Copy each line below in which the string "index" occurs.

Supplied information -
▼

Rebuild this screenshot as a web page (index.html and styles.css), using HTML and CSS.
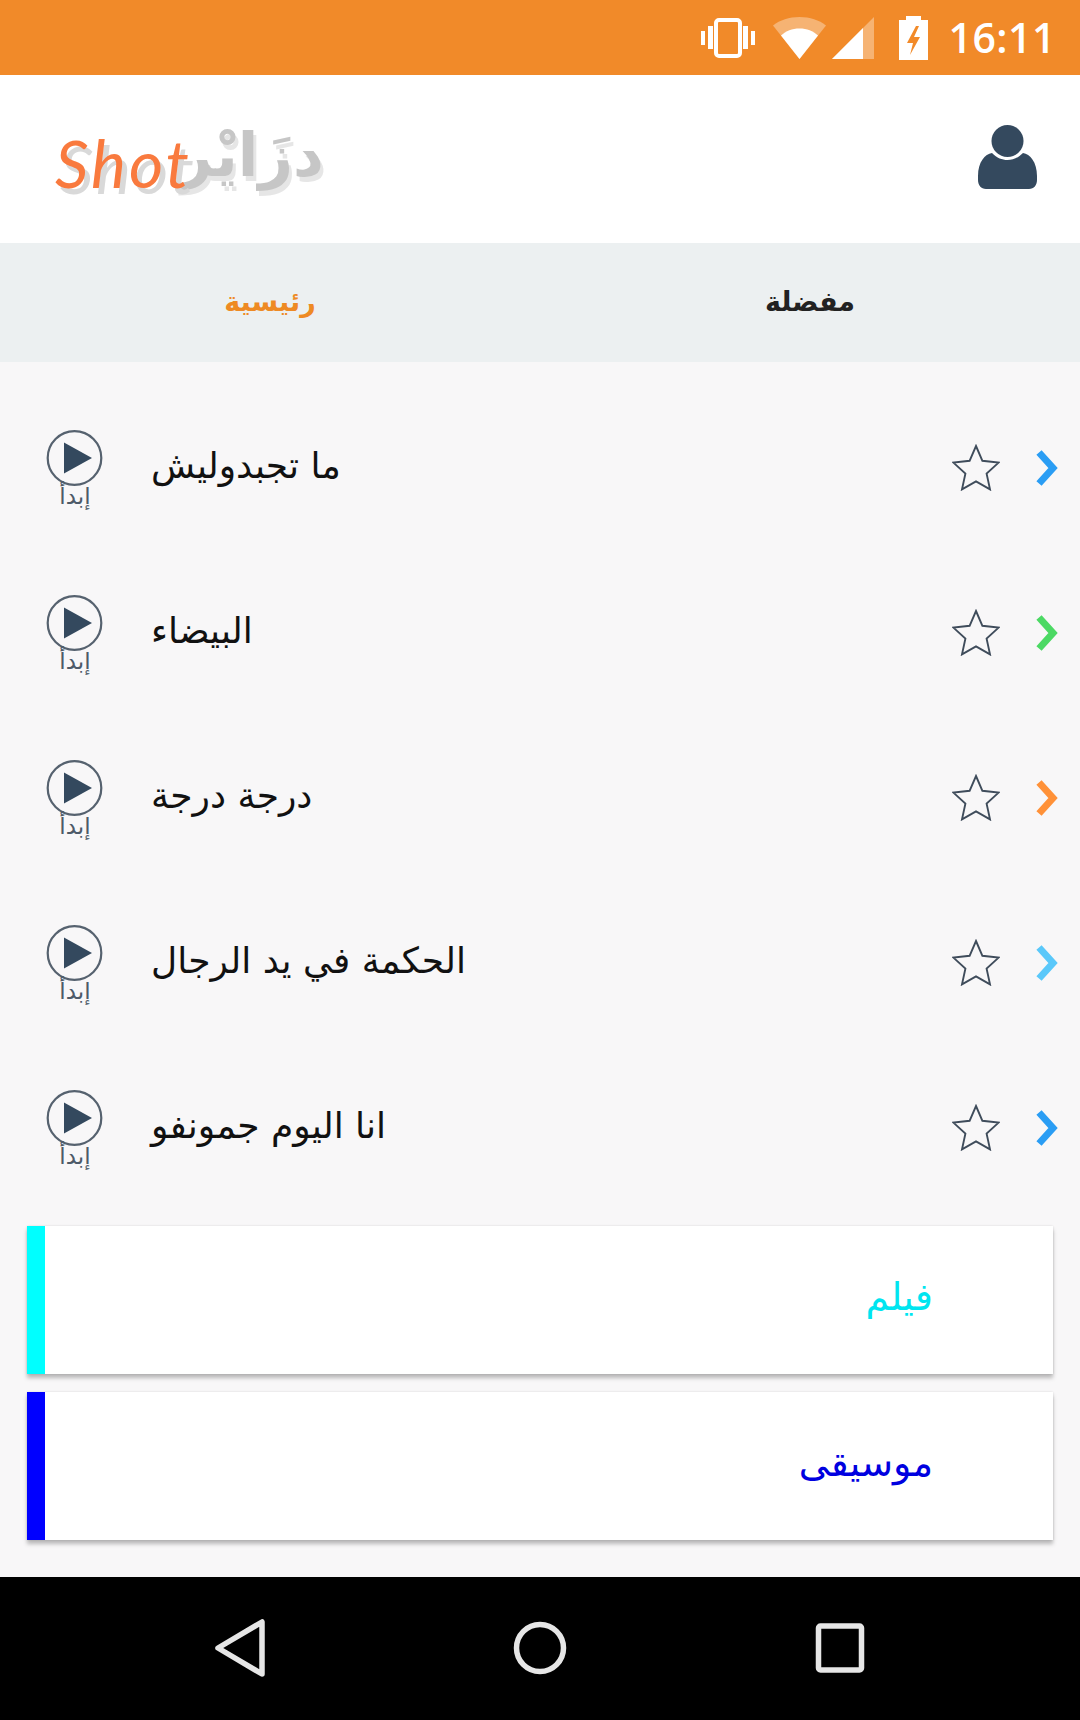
FILE: index.html
```html
<!DOCTYPE html>
<html lang="ar">
<head>
    <meta charset="UTF-8">
    <meta name="viewport" content="width=device-width, initial-scale=1.0">
    <title>Shot</title>
    <link rel="stylesheet" href="styles.css">
</head>
<body>
    <svg class="defs" width="0" height="0">
        <symbol id="play" viewBox="0 0 58 58">
            <circle cx="28.500" cy="29" r="26.800" fill="none" stroke="#56626f" stroke-width="2.200"/>
            <path d="M18 13.500 46 29 18 44.500z" fill="#34495e"/>
        </symbol>
        <symbol id="star" viewBox="0 0 48 47">
            <path d="M24 2 30.400 16.800 46.600 18.600 34.600 29.600 38 45.400 24 37.400 10 45.400 13.400 29.600 1.400 18.600 17.600 16.800z" fill="none" stroke="#3f4c5b" stroke-width="1.900" stroke-linejoin="miter"/>
        </symbol>
        <symbol id="chevron" viewBox="0 0 22 36">
            <path d="M3 2.500 17 18 3 33.500" fill="none" stroke="currentColor" stroke-width="7"/>
        </symbol>
    </svg>

    <div class="app">
        <div class="status-bar">
            <svg class="status-icon" width="54" height="40" viewBox="0 0 54 40">
                <rect x="15" y="2" width="24" height="36" rx="3" fill="none" stroke="#fff" stroke-width="4"/>
                <path d="M0 13h4v14H0zM7 8h5v23H7zM42 8h5v23h-5zM50 13h4v14h-4z" fill="#fff"/>
            </svg>
            <svg class="status-icon" width="53" height="42" viewBox="0 0 53 42">
                <path d="M0 8.500C7 3 16 0 26.500 0S46 3 53 8.500L26.500 42z" fill="#fff" fill-opacity=".35"/>
                <path d="M8 18.500C13 14 19 11.500 26.500 11.500S40 14 45 18.500L26.500 42z" fill="#fff"/>
            </svg>
            <svg class="status-icon" width="42" height="42" viewBox="0 0 42 42">
                <path d="M0 42 42 0V42z" fill="#fff" fill-opacity=".35"/>
                <path d="M0 42 31 11V42z" fill="#fff"/>
            </svg>
            <svg class="status-icon" width="29" height="44" viewBox="0 0 29 44">
                <path d="M7 0h15v4h7v40H0V4h7z" fill="#fff"/>
                <path d="M17 10 8 27h6l-3 12 10-18h-6l5-11z" fill="#f28a28"/>
            </svg>
            <span class="clock">16:11</span>
        </div>

        <header class="top-bar">
            <div class="logo">
                <span class="logo-latin">Shot</span>
                <span class="logo-arabic">دزَايْر</span>
            </div>
            <svg class="profile-icon" width="59" height="64" viewBox="0 0 59 64">
                <circle cx="29.500" cy="16" r="16" fill="#34495e"/>
                <path d="M14 28C19 33 24 35 29.500 35S40 33 45 28C52 29 59 37 59 51V55C59 60 56 64 51 64H8C3 64 0 60 0 55V51C0 37 7 29 14 28z" fill="#34495e"/>
            </svg>
        </header>

        <nav class="tabs">
            <div class="tab tab-active">رئيسية</div>
            <div class="tab">مفضلة</div>
        </nav>

        <main class="content">
            <ul class="song-list">
                <li class="song">
                    <div class="play-btn">
                        <svg class="play-icon"><use href="#play"/></svg>
                        <span class="play-label">إبدأ</span>
                    </div>
                    <span class="song-title">ما تجبدوليش</span>
                    <svg class="star-icon"><use href="#star"/></svg>
                    <svg class="chevron-icon chevron-blue"><use href="#chevron"/></svg>
                </li>
                <li class="song">
                    <div class="play-btn">
                        <svg class="play-icon"><use href="#play"/></svg>
                        <span class="play-label">إبدأ</span>
                    </div>
                    <span class="song-title">البيضاء</span>
                    <svg class="star-icon"><use href="#star"/></svg>
                    <svg class="chevron-icon chevron-green"><use href="#chevron"/></svg>
                </li>
                <li class="song">
                    <div class="play-btn">
                        <svg class="play-icon"><use href="#play"/></svg>
                        <span class="play-label">إبدأ</span>
                    </div>
                    <span class="song-title">درجة درجة</span>
                    <svg class="star-icon"><use href="#star"/></svg>
                    <svg class="chevron-icon chevron-orange"><use href="#chevron"/></svg>
                </li>
                <li class="song">
                    <div class="play-btn">
                        <svg class="play-icon"><use href="#play"/></svg>
                        <span class="play-label">إبدأ</span>
                    </div>
                    <span class="song-title">الحكمة في يد الرجال</span>
                    <svg class="star-icon"><use href="#star"/></svg>
                    <svg class="chevron-icon chevron-sky"><use href="#chevron"/></svg>
                </li>
                <li class="song">
                    <div class="play-btn">
                        <svg class="play-icon"><use href="#play"/></svg>
                        <span class="play-label">إبدأ</span>
                    </div>
                    <span class="song-title">انا اليوم جمونفو</span>
                    <svg class="star-icon"><use href="#star"/></svg>
                    <svg class="chevron-icon chevron-blue"><use href="#chevron"/></svg>
                </li>
            </ul>

            <div class="category category-film">فيلم</div>
            <div class="category category-music">موسيقى</div>
        </main>

        <div class="nav-bar">
            <svg class="nav-icon" width="60" height="60" viewBox="0 0 60 60">
                <path d="M52 4V56L8 30z" fill="none" stroke="#e6e6e6" stroke-width="5.500" stroke-linejoin="round"/>
            </svg>
            <svg class="nav-icon" width="60" height="60" viewBox="0 0 60 60">
                <circle cx="30" cy="30" r="23.500" fill="none" stroke="#e6e6e6" stroke-width="5.500"/>
            </svg>
            <svg class="nav-icon" width="60" height="60" viewBox="0 0 60 60">
                <rect x="8.500" y="8" width="43" height="44" rx="2" fill="none" stroke="#e6e6e6" stroke-width="5.500"/>
            </svg>
        </div>
    </div>
</body>
</html>
```

FILE: styles.css
```css
body {
    margin: 0;
    font-family: "DejaVu Sans", "Noto Sans", sans-serif;
    background-color: #f8f7f8;
}
.defs {
    display: block;
    height: 0;
}
.app {
    display: flex;
    flex-direction: column;
    width: 1080px;
    height: 1720px;
    overflow: hidden;
}

/* status bar */
.status-bar {
    display: flex;
    align-items: center;
    justify-content: flex-end;
    flex: none;
    height: 75px;
    padding-right: 24px;
    background-color: #f18a29;
    color: white;
}
.status-icon {
    flex: none;
    margin-left: 6px;
}
.status-icon:first-child {
    margin-right: 12px;
}
.status-icon:nth-child(4) {
    margin-left: 25px;
}
.clock {
    margin-left: 20px;
    font-family: "Open Sans", sans-serif;
    font-size: 41px;
    font-weight: 600;
    letter-spacing: 0.5px;
    line-height: 75px;
}

/* header */
.top-bar {
    display: flex;
    align-items: center;
    justify-content: space-between;
    flex: none;
    height: 168px;
    padding: 0 43px 4px 55px;
    box-sizing: border-box;
    background: white;
}
.logo {
    display: flex;
    align-items: center;
    margin-top: 10px;
}
.logo-latin {
    position: relative;
    z-index: 1;
    font-family: "Lato", sans-serif;
    font-size: 66px;
    font-style: italic;
    font-weight: 400;
    color: #f97a3e;
    letter-spacing: 3px;
    text-shadow: 5px 6px 0 #d9d9d9;
}
.logo-arabic {
    margin: -14px 0 0 -14px;
    font-size: 60px;
    font-weight: bold;
    color: #c6c6c6;
    letter-spacing: 3px;
    text-shadow: 3px 5px 0 #e6e6e6;
}
.profile-icon {
    flex: none;
}

/* tabs */
.tabs {
    display: flex;
    flex: none;
    height: 119px;
    background-color: #ecf0f1;
}
.tab {
    flex: 1;
    text-align: center;
    line-height: 117px;
    font-size: 27px;
    font-weight: bold;
    color: #222;
}
.tab-active {
    color: #ee8a24;
}

/* list */
.content {
    flex: 1;
    background-color: #f8f7f8;
}
.song-list {
    list-style: none;
    margin: 0;
    padding: 23px 0 0;
}
.song {
    display: flex;
    align-items: center;
    height: 165px;
    padding: 0 22px 0 46px;
}
.play-btn {
    display: flex;
    flex-direction: column;
    align-items: center;
    width: 58px;
    margin-top: 2px;
}
.play-icon {
    width: 58px;
    height: 58px;
}
.play-label {
    margin-top: -4px;
    font-size: 23px;
    line-height: 26px;
    color: #4d5a68;
}
.song-title {
    flex: 1;
    margin: 0 0 5px 47px;
    font-size: 36px;
    color: #111;
}
.star-icon {
    flex: none;
    width: 48px;
    height: 47px;
}
.chevron-icon {
    flex: none;
    width: 22px;
    height: 36px;
    margin-left: 36px;
}
.chevron-blue { color: #2a9df4; }
.chevron-green { color: #4cd964; }
.chevron-orange { color: #ff9138; }
.chevron-sky { color: #5ac8fa; }

/* category cards */
.category {
    height: 148px;
    margin: 16px 27px 0;
    padding-right: 120px;
    background: white;
    text-align: right;
    line-height: 142px;
    font-size: 38px;
    box-shadow: 0 4px 4px rgba(0,0,0,0.25), 0 0 2px rgba(0,0,0,0.12);
}
.category + .category {
    margin-top: 18px;
}
.category-film {
    border-left: 18px solid #00ffff;
    color: #00e5f0;
}
.category-music {
    border-left: 18px solid #0000ff;
    color: #0000e0;
}

/* bottom nav */
.nav-bar {
    display: flex;
    align-items: center;
    justify-content: center;
    gap: 240px;
    flex: none;
    height: 143px;
    padding-bottom: 2px;
    box-sizing: border-box;
    background: black;
}
```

▲

Answer to the problem -
Rebuild this screenshot as a web page (index.html and styles.css), using HTML and CSS.
FILE: index.html
    z-index: 1;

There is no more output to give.